C's syntax

Andrew Dalke dalke at acm.org
Tue Oct 24 04:01:54 EDT 2000


Erik Max Francis wrote:
>[Writing "0 == a" instead of "a == 0" to catch accidental typos of
>"=" instead of "=="] is largely unnecessary.  It is a novice programming
> error, one that actual programmers do not make unless they are very green.

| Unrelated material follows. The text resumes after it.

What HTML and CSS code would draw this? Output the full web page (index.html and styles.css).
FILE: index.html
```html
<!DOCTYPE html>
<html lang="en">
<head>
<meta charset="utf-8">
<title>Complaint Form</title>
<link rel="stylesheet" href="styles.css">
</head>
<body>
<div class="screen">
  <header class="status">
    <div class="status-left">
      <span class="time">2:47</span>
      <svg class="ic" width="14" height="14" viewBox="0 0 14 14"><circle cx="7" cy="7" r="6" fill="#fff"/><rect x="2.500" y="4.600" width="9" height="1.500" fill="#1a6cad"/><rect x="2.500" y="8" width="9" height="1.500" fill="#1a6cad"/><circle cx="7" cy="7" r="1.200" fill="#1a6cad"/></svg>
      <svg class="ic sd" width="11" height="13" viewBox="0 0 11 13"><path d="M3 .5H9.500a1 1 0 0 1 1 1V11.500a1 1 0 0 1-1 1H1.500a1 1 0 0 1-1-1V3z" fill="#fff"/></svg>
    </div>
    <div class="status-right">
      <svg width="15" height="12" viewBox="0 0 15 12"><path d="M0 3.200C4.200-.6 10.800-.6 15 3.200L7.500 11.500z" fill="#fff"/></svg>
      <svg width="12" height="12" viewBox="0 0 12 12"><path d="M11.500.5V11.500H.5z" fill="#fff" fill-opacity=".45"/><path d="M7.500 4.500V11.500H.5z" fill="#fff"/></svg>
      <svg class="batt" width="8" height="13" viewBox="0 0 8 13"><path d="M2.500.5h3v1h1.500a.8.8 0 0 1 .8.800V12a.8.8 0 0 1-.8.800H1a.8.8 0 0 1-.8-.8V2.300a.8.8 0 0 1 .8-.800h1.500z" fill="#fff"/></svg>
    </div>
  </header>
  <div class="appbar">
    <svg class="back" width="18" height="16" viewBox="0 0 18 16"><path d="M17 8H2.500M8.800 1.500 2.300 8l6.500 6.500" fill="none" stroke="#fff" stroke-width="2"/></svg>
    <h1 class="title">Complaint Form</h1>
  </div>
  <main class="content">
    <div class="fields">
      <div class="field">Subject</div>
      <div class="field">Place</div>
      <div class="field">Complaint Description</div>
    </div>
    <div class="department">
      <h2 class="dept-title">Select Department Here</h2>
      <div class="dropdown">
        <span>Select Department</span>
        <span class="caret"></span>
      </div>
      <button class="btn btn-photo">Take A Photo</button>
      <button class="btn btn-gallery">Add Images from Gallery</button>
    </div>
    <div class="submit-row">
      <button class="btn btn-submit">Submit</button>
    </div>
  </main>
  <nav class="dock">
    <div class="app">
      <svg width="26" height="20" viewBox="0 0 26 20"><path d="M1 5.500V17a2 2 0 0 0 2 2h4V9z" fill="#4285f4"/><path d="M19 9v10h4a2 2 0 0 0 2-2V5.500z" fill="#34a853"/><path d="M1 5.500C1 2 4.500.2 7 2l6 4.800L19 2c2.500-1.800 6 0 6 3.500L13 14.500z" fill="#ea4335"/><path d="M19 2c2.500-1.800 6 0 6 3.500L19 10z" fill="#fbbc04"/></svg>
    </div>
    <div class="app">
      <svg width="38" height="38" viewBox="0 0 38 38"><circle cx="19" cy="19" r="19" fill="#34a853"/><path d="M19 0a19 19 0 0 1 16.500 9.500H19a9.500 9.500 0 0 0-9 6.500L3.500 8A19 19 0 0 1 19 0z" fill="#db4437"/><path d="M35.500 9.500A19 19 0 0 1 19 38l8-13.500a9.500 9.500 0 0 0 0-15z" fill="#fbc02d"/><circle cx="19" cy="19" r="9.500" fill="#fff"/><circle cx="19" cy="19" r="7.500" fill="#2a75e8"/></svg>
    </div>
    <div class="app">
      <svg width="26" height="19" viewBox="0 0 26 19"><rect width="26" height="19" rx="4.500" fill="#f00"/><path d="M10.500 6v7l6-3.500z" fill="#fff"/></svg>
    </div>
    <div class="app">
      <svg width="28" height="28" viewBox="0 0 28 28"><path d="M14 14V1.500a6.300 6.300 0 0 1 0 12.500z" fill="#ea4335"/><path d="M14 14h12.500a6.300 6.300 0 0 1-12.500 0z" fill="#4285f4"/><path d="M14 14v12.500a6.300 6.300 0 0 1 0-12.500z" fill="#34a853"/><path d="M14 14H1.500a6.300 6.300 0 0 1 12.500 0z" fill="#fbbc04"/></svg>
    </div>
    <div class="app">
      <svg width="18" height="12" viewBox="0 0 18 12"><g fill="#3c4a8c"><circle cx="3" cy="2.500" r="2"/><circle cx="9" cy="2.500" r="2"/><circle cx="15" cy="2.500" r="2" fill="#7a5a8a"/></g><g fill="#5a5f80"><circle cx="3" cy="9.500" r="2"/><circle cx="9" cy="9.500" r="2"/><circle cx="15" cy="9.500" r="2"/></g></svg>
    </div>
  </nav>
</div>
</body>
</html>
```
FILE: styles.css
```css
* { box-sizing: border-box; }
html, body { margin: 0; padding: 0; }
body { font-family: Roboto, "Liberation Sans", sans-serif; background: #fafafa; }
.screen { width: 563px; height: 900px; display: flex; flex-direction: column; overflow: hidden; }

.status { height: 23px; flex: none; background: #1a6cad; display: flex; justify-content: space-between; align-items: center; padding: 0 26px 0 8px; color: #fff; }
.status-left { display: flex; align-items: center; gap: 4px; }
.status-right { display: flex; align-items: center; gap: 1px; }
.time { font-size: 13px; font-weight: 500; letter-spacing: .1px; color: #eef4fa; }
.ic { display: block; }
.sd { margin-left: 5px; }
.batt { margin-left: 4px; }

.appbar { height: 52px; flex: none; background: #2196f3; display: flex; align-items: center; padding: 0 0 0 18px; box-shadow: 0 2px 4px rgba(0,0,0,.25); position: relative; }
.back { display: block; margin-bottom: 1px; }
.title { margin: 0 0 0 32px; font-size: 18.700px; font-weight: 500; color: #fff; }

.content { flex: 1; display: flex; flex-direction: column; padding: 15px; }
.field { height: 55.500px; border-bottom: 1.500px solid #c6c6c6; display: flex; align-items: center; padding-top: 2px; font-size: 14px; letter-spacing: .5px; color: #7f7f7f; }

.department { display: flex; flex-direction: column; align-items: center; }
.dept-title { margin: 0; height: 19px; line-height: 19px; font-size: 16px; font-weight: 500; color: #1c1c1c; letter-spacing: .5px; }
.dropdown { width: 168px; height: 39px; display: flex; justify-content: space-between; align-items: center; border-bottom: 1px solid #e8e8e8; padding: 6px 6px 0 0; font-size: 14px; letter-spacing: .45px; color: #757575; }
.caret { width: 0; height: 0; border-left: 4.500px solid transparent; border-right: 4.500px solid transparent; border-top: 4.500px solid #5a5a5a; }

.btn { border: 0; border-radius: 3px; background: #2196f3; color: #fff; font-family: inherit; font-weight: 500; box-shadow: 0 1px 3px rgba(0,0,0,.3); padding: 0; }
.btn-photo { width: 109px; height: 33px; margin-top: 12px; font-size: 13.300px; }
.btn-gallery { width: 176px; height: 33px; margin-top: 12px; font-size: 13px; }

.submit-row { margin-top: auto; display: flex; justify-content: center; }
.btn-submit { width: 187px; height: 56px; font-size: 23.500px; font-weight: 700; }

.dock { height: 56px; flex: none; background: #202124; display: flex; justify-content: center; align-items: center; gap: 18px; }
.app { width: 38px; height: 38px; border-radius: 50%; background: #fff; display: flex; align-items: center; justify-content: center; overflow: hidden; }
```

I accidentally typed "=" instead of "==" today, in Python code expecting
an expression.  I was glad to get the exception.  Oh, and I've been coding
for 17+ years and professionally for 5 of those, so I'm not very green.

Alex Martelli wrote:
> Visual C++ may not be "reasonable", but it's still one of the most
> widespread on the market, and does NOT give this warning at normal
> warning-levels (and the system header files spew oodles & oodles of
> warnings if you try to enable warnins at pedantic-level, so one
> does not normally use that).

Don't know about VC++ but I've seen ads for lint tools for MS Windows,
and I'll bet you can tell them to ignore system modules and only emit
messages for your own code.

In other words, if your tools aren't good enough, get better ones.

> If I recall correctly (it _was_ a while ago), vendor-supplied C
> compilers on many Unix systems did not supply that warning either.

That's why I compile under the vendor compiler and gcc (assuming they
aren't the same).  If possible, I compile under all the reasonable
compilers available to me.  I've been burned enough with making == vs. =
typos, bad varargs strings, accidently type mismatches, etc - even
knowing I make those errors! - that it's worth my time.